If you already own more than a few long guns, it is worth sizing up rather than buying “just enough.” Most owners do not regret extra interior volume. They do regret a safe that forces tight stacking and constant reshuffling.
Installation and anchoring: the make-or-break step
Even a heavy safe can be moved with enough leverage, time, and motivation. Anchoring is one of the simplest upgrades you can control.
If you place a safe in a garage or on a slab, anchoring into concrete can be a strong option. In a second-floor or framed-floor installation, you still want anchoring, but you should be thoughtful about joists and load distribution. Winchester safes vary in weight, and you need to confirm the floor can handle it, especially if you are going larger.

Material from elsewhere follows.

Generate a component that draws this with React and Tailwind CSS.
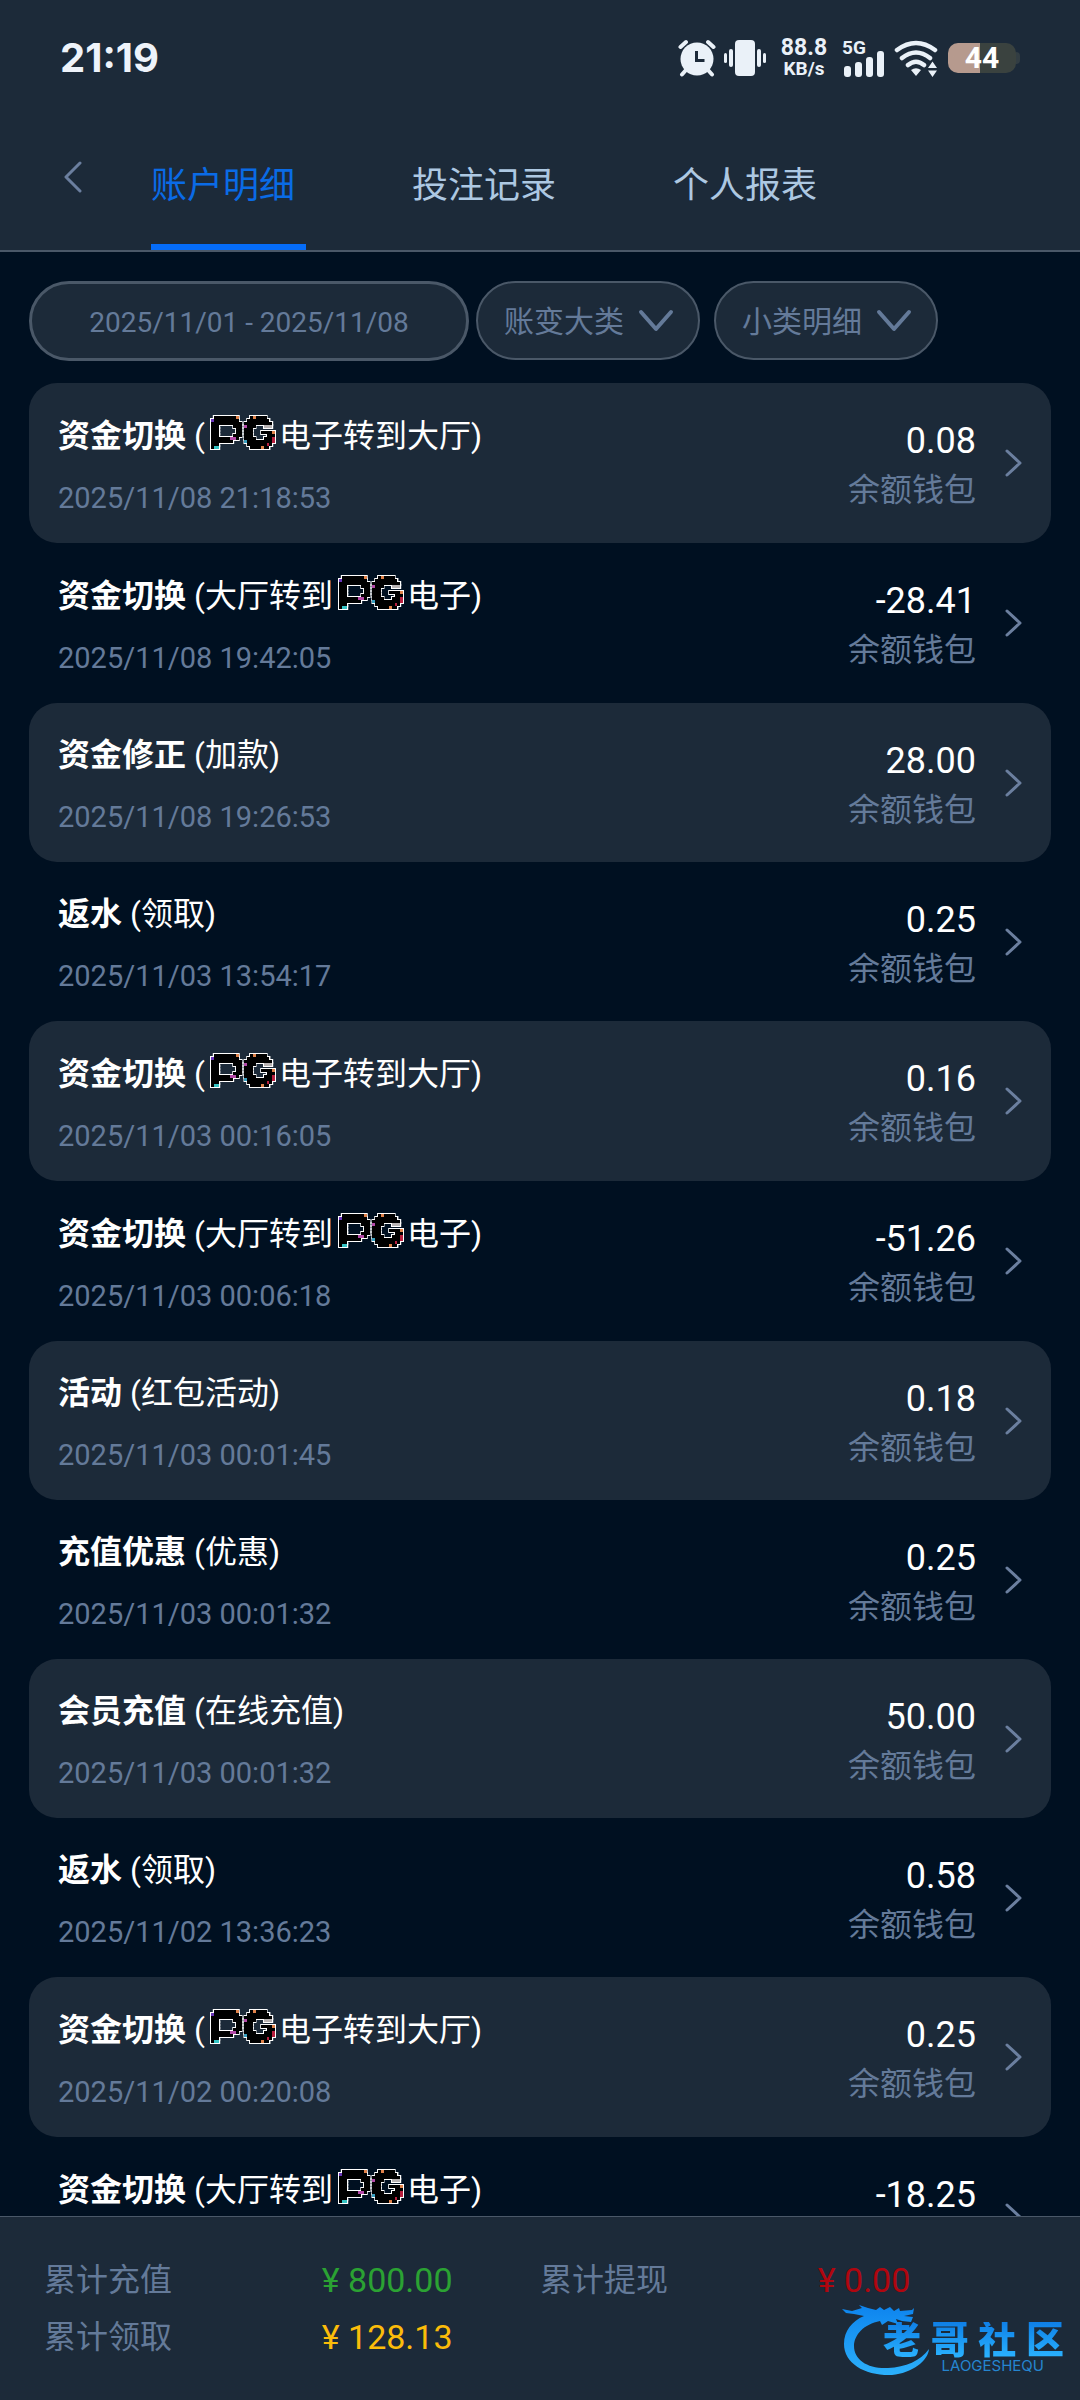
import { useState } from "react";

const PG = "PG";

const records = [
  { type: "资金切换", detail: [PG, "电子转到大厅"], time: "2025/11/08 21:18:53", amount: "0.08" },
  { type: "资金切换", detail: ["大厅转到", PG, "电子"], time: "2025/11/08 19:42:05", amount: "-28.41" },
  { type: "资金修正", detail: ["加款"], time: "2025/11/08 19:26:53", amount: "28.00" },
  { type: "返水", detail: ["领取"], time: "2025/11/03 13:54:17", amount: "0.25" },
  { type: "资金切换", detail: [PG, "电子转到大厅"], time: "2025/11/03 00:16:05", amount: "0.16" },
  { type: "资金切换", detail: ["大厅转到", PG, "电子"], time: "2025/11/03 00:06:18", amount: "-51.26" },
  { type: "活动", detail: ["红包活动"], time: "2025/11/03 00:01:45", amount: "0.18" },
  { type: "充值优惠", detail: ["优惠"], time: "2025/11/03 00:01:32", amount: "0.25" },
  { type: "会员充值", detail: ["在线充值"], time: "2025/11/03 00:01:32", amount: "50.00" },
  { type: "返水", detail: ["领取"], time: "2025/11/02 13:36:23", amount: "0.58" },
  { type: "资金切换", detail: [PG, "电子转到大厅"], time: "2025/11/02 00:20:08", amount: "0.25" },
  { type: "资金切换", detail: ["大厅转到", PG, "电子"], time: "2025/11/02 00:19:41", amount: "-18.25" },
];

// Pixel maps of the provider badge: "#" is black, letters are accent colours.
const badgeRows = [
  ".########O....#O####...",
  "V#########...########..",
  "###########.##########.",
  "###.....###.M###...GGG.",
  "###......##.###........",
  "###......##.###...####O",
  "###.....###.###.....###",
  "#######MM#..####...###R",
  "########....C#########R",
  "###..........#######R#.",
  "#TT...........####O##..",
];
const badgeColors = {
  "#": "#000000",
  V: "#6a35b8",
  O: "#e0824a",
  M: "#b44aa8",
  R: "#b8203f",
  G: "#b9b4b4",
  C: "#3aa0c0",
  T: "#35c4c4",
};
const badgeCells = badgeRows.flatMap((row, y) =>
  [...row].map((c, x) => ({ c, x: x * 3, y: y * 3 })).filter((p) => p.c !== ".")
);

function PgBadge() {
  return (
    <svg className="ml-[5px] mr-[3px] inline-block h-[35px] w-[66px] align-[-3px]" viewBox="-1 -1 71 35" preserveAspectRatio="none" role="img" aria-label="PG">
      <g fill="#ffffff">
        {badgeCells.map((p) => (
          <rect key={`${p.x}-${p.y}`} x={p.x - 1} y={p.y - 1} width="5" height="5" />
        ))}
      </g>
      {badgeCells.map((p) => (
        <rect key={`${p.x}-${p.y}`} x={p.x} y={p.y} width="3" height="3" fill={badgeColors[p.c]} shapeRendering="crispEdges" />
      ))}
    </svg>
  );
}

function Chevron({ className, d, box }) {
  return (
    <svg className={className} viewBox={box} fill="none" stroke="currentColor" strokeLinecap="round" strokeLinejoin="round" aria-hidden="true">
      <path d={d} />
    </svg>
  );
}

function StatusBar() {
  return (
    <div className="flex h-[116px] items-center justify-between pl-[60px] pr-[60px]">
      <span className="font-['Inter',sans-serif] text-[40px] font-bold leading-none text-[#eef3fa]">21:19</span>
      <div className="flex items-center text-[#eaf1f8]">
        <svg className="h-[38px] w-[38px]" viewBox="0 0 38 38" aria-hidden="true">
          <g stroke="currentColor" strokeWidth="4" strokeLinecap="round">
            <path d="M2.5 8 8 3M35.5 8 30 3M8 31 4 35.500M30 31 34 35.500" />
          </g>
          <circle cx="19" cy="20" r="16.500" fill="currentColor" />
          <path d="M18.500 12v9.500h8" fill="none" stroke="#1c2a39" strokeWidth="3" />
        </svg>
        <svg className="ml-2 h-[38px] w-[42px]" viewBox="0 0 42 38" fill="currentColor" aria-hidden="true">
          <rect x="11" y="1" width="20" height="36" rx="4" />
          <rect x="5" y="10" width="4" height="18" rx="2" />
          <rect x="33" y="10" width="4" height="18" rx="2" />
          <rect x="0" y="14" width="3" height="10" rx="1.5" />
          <rect x="39" y="14" width="3" height="10" rx="1.5" />
        </svg>
        <div className="ml-3 flex w-[52px] flex-col items-center font-bold">
          <span className="text-[23px] leading-[22px]">88.8</span>
          <span className="text-[19px] leading-[20px]">KB/s</span>
        </div>
        <div className="relative ml-3 h-[38px] w-[42px]">
          <span className="absolute left-0 top-0 text-[19px] font-bold leading-[18px]">5G</span>
          <svg className="h-full w-full" viewBox="0 0 42 38" fill="currentColor" aria-hidden="true">
            <rect x="2" y="27" width="7" height="11" rx="3" />
            <rect x="13" y="23" width="7" height="15" rx="3" />
            <rect x="24" y="18" width="7" height="20" rx="3" />
            <rect x="35" y="12" width="7" height="26" rx="3" />
          </svg>
        </div>
        <svg className="ml-2.5 h-[38px] w-[44px]" viewBox="0 0 44 38" fill="none" stroke="currentColor" strokeWidth="4.500" strokeLinecap="round" aria-hidden="true">
          <path d="M3 11Q22-3 41 11M8 19Q22 8 36 19M14 26Q22 19.500 30 26" />
          <path d="M17 31Q22 27.500 27 31L22 37ZM34 29h9l-4.500-6.500ZM34 31.500h9l-4.500 6.500Z" fill="currentColor" stroke="none" />
        </svg>
        <div className="ml-2.5 flex items-center">
          <div className="flex h-[30px] w-[68px] items-center justify-center rounded-[10px] bg-linear-to-r from-[#b69a8e] from-47% to-[#3a423f] to-47%">
            <span className="text-[30px] font-bold leading-none text-white">44</span>
          </div>
          <span className="h-3 w-1 rounded-r bg-[#323d43]" />
        </div>
      </div>
    </div>
  );
}

function TabBar() {
  const tabs = ["账户明细", "投注记录", "个人报表"];
  const [active, setActive] = useState(0);
  return (
    <nav className="flex h-[134px] pl-[58px]">
      <button type="button" aria-label="返回" className="mt-[45px] h-8 w-[93px] text-[#6b7f9f]">
        <Chevron className="ml-1 h-8 w-5 stroke-3" box="0 0 20 32" d="M18 2 4 16l14 14" />
      </button>
      <div className="flex gap-[106px]">
        {tabs.map((t, i) => (
          <button
            key={t}
            type="button"
            onClick={() => setActive(i)}
            className={
              i === active
                ? "w-[155px] border-b-6 border-[#056cf8] pt-3 text-left text-[36px] text-[#0a6be6]"
                : "w-[155px] border-b-6 border-transparent pt-3 text-left text-[36px] text-[#adc8e2]"
            }
          >
            {t}
          </button>
        ))}
      </div>
    </nav>
  );
}

function FilterSelect({ label }) {
  return (
    <div className="relative text-[#647a99]">
      <select
        aria-label={label}
        className="h-[79px] w-56 appearance-none rounded-full border-2 border-[#4a5868] bg-[#1c2a39] pl-[26px] pt-0.5 text-[30px] outline-none"
      >
        <option>{label}</option>
      </select>
      <Chevron
        className="pointer-events-none absolute right-[26px] top-[28px] h-6 w-9 stroke-4"
        box="0 0 36 24"
        d="M3 3 18 20 33 3"
      />
    </div>
  );
}

function RecordRow({ record, shaded }) {
  const hasBadge = record.detail.includes(PG);
  return (
    <li>
      <button
        type="button"
        className={
          shaded
            ? "flex w-full items-center rounded-[28px] bg-[#1c2a39] px-[29px] py-[25px] text-left"
            : "flex w-full items-center px-[29px] py-[25px] text-left"
        }
      >
        <span className="flex flex-1 flex-col gap-[18px] pt-[3px]">
          <span className={hasBadge ? "h-[49px] text-[32px] leading-[50px] text-white" : "h-12 text-[32px] leading-[48px] text-white"}>
            <b className="font-bold">{record.type}</b>
            {" ("}
            {record.detail.map((part, i) => (part === PG ? <PgBadge key={i} /> : <span key={i}>{part}</span>))}
            {")"}
          </span>
          <span className="text-[29px] leading-[40px] text-[#647a99]">{record.time}</span>
        </span>
        <span className="flex flex-col items-end gap-1">
          <span className="text-[36px] leading-[50px] text-white">{record.amount}</span>
          <span className="text-[32px] leading-[40px] text-[#647a99]">余额钱包</span>
        </span>
        <Chevron className="ml-7 h-7 w-[18px] stroke-3 text-[#6b7f9f]" box="0 0 18 28" d="M3 2 16 14 3 26" />
      </button>
    </li>
  );
}

function Total({ label, value, className }) {
  return (
    <div className="flex items-center leading-[57px]">
      <dt className="w-[56%] text-[32px] text-[#647a99]">{label}</dt>
      <dd className={className}>{value}</dd>
    </div>
  );
}

function Watermark() {
  return (
    <div className="pointer-events-none absolute bottom-6 right-[16px] flex h-[72px] w-[222px] flex-col items-end">
      <svg className="absolute left-0 top-0 h-[72px] w-[92px]" viewBox="0 0 92 72" aria-hidden="true">
        <defs>
          <linearGradient id="dragon" x1="0" y1="0" x2="0" y2="1">
            <stop offset="0" stopColor="#0d84ee" />
            <stop offset="1" stopColor="#2cb0fb" />
          </linearGradient>
        </defs>
        <path
          fill="url(#dragon)"
          d="M0 5 10 7 20 4 17 1 26 4 34 6 38 3 42 6 48 3 52 7 57 4 58 7 70 6 72 4 71 10 62 12 71 13 69 18 60 17 54 15 56 20 46 17 40 21 38 17C22 20 12 31 12 42 12 56 26 65 46 64 64 63 78 57 87 45 86 57 70 69 50 71 24 72 2 60 2 40 2 27 10 17 22 12L12 10 4 9Z"
        />
      </svg>
      <div className="mt-[18px] flex w-[181px] justify-between bg-linear-to-b from-[#0f7fe6] to-[#2bb3ff] bg-clip-text text-[38px] font-black leading-[36px] text-transparent">
        {[..."老哥社区"].map((c) => (
          <span key={c}>{c}</span>
        ))}
      </div>
      <div className="mr-5 font-['Inter',sans-serif] text-[15px] leading-[16px] text-[#2585cf]">LAOGESHEQU</div>
    </div>
  );
}

export default function App() {
  return (
    <div className="flex h-screen flex-col overflow-hidden bg-[#001021] font-['Roboto','Noto_Sans_CJK_SC',sans-serif]">
      <header className="shrink-0 border-b-2 border-[#4a5868] bg-[#1c2a39]">
        <StatusBar />
        <TabBar />
      </header>

      <main className="min-h-0 flex-1 overflow-hidden px-[29px] pt-[29px]">
        <div className="flex items-start">
          <button
            type="button"
            className="mr-[7px] h-20 w-[440px] rounded-full border-3 border-[#4a5868] bg-[#1c2a39] pt-[3px] text-[28px] text-[#647a99]"
          >
            2025/11/01 - 2025/11/08
          </button>
          <div className="flex gap-3.5">
            <FilterSelect label="账变大类" />
            <FilterSelect label="小类明细" />
          </div>
        </div>
        <ul className="mt-[22px]">
          {records.map((r, i) => (
            <RecordRow key={i} record={r} shaded={i % 2 === 0} />
          ))}
        </ul>
      </main>

      <footer className="relative shrink-0 border-t border-[#4a5868] bg-[#1c2a39] px-11 pb-[34px] pt-[35px]">
        <dl className="grid grid-cols-2">
          <Total label="累计充值" value="¥ 800.00" className="text-[34px] text-[#2ba233]" />
          <Total label="累计提现" value="¥ 0.00" className="text-[34px] text-[#b0060f]" />
          <Total label="累计领取" value="¥ 128.13" className="text-[34px] text-[#fbbc0a]" />
        </dl>
        <Watermark />
      </footer>
    </div>
  );
}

Placement matters as much as bolts. A corner placement can reduce pry access. A tight closet can limit tool swing. And if your safe is visible from a front window or easy to spot from the garage door, you are advertising a target.
If you want help selecting a model that fits both your collection and your installation location, Secure Zoned offers call/text guidance and a broad safe catalog at https://securezoned.com.
Security expectations: what a Winchester safe can and cannot do
A realistic security plan is layered. A gun safe is one layer.
A Winchester gun safe is typically a strong step for:
- Keeping firearms secured from unauthorized access in the home.
- Creating a meaningful barrier against opportunistic theft.
- Providing some level of fire protection, depending on model and scenario.
Where it can fall short is against a prepared attack with time and tools. If you are protecting very high-value collections, cash, or regulated inventory, you may want to consider burglary-rated options that are designed and tested for more aggressive threats.
That does not mean Winchester is a poor choice. It means you should match the safe to the risk. If your main risk is household access control and the typical quick burglary, Winchester often makes sense. If your risk includes targeted theft, choose a safe built specifically for that level of attack.
Model selection: how to pick the right Winchester safe
Instead of chasing the biggest capacity number, start with three questions.
First, what are you storing besides long guns? If you have handguns, optics, important papers, or jewelry, prioritize shelving flexibility and door organization.
Second, where is it going? A taller safe may fit your collection better but can be difficult in a basement stairwell. A wider safe may interfere with door swings or closet framing. Measure twice, and include clearance for the handle and door opening.
Third, what is your timeline? If you are buying for a growing collection, buy for the next five years, not just what you own today. Most safe upgrades happen because the interior is no longer workable, not because the safe “failed.”
Useful add-ons that actually improve outcomes
A few upgrades help keep firearms and contents in better condition and make the safe easier to live with.
Humidity control is the big one. Many homes and garages swing through humidity changes that drive corrosion. A dehumidifier rod or desiccant system is inexpensive compared to refinishing a rusted firearm.
Lighting is the next. A safe interior gets dark fast, and a simple light kit makes it easier to handle firearms safely and avoid scraping optics on shelves.
Organization matters too. Door panels, pistol holders, and shelf liners reduce clutter and prevent the “pile effect” where safe contents get damaged simply from being hard to access.
The bottom line on value
Winchester gun safes are popular because they hit a practical middle ground: better than cabinets, approachable pricing, and features that make day-to-day storage easy. For many homes, that is exactly the right balance.
Just buy with eyes open. Do not assume capacity ratings reflect scoped rifles. Do not treat a fire label as equal to a dedicated document safe. And do not skip anchoring.
If you choose a Winchester safe that matches your collection size, install it thoughtfully, and control humidity, you get what most gun owners actually want: dependable access for you, denied access for everyone else, and fewer worries when you leave the house.